Most Personal Bankruptcy Cases Do Not Result in a Loss of Assets
Most people filing Chapter 7 or Chapter 13 Bankruptcy do not lose any assets. However, it will depend on what assets you own, and what Exemption Laws you use to protect those assets in your Bankruptcy Case.
When you file for Bankruptcy, you have to list all of your assets on your petition. It is the Bankruptcy Trustee’s job to take those assets unless you can protect them with certain laws called “Exemption Laws.” Luckily, the exemption laws usually protect all of a person’s assets. On Schedule C of your bankruptcy petition, you literally list each asset and which exemption law you are using to protect that asset. For example, if you have a home, you would list the home, and then list the Homestead Exemption law next to that home.
Which Exemptions to Use – State or Federal?

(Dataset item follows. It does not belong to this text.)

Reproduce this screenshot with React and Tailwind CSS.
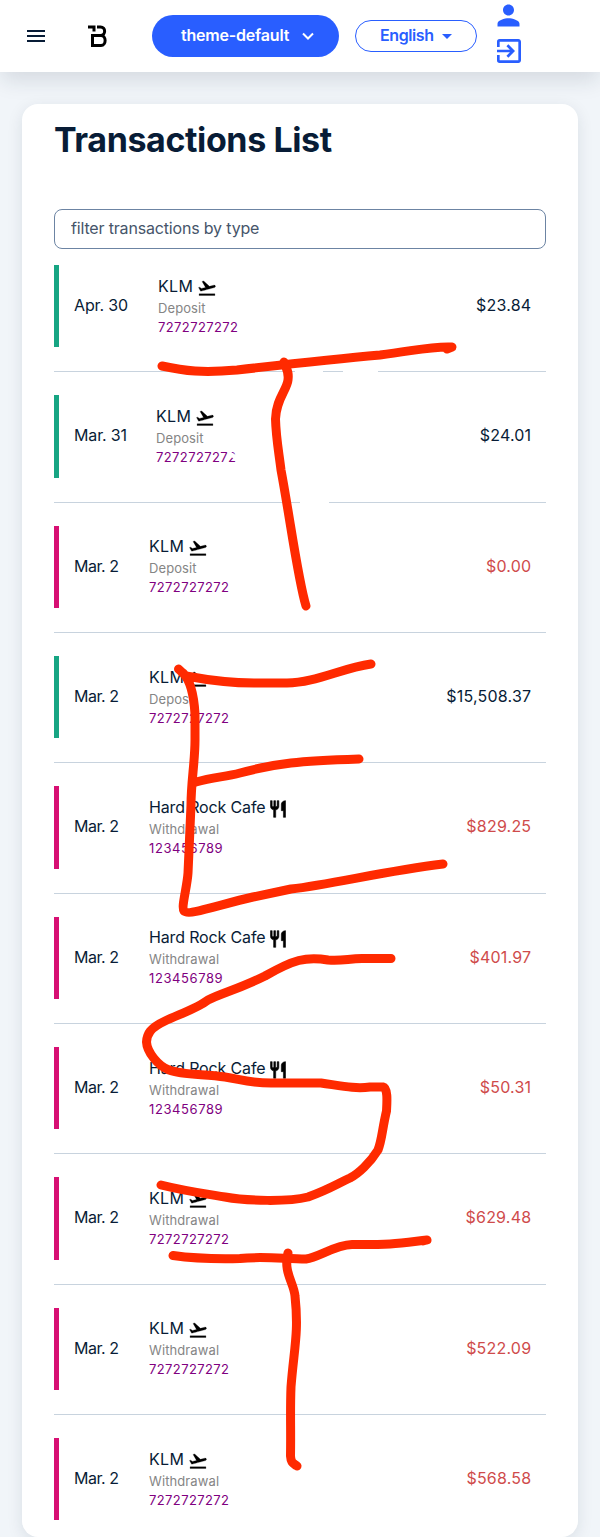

When you or your lawyer chooses which exemptions to use, you will either be using State Exemptions or Federal Exemptions. You may not use a mixture of both. Many states give you a choice of using either State or Federal – so you can pick whichever one is most advantageous to your particular situation. And then some states require you to use only that State’s exemptions (you do not have the choice to use the Federal Exemptions). If you have moved in the past few years, make sure you tell your lawyer, because sometimes you have to use exemptions from a state you lived in previously.
You Should Always File with a Lawyer
WARNING: Using the wrong exemptions can have grave consequences and can cause you to lose assets. This is one of the main reasons this site recommends using an Experienced Bankruptcy Attorney to do your case, and not representing yourself.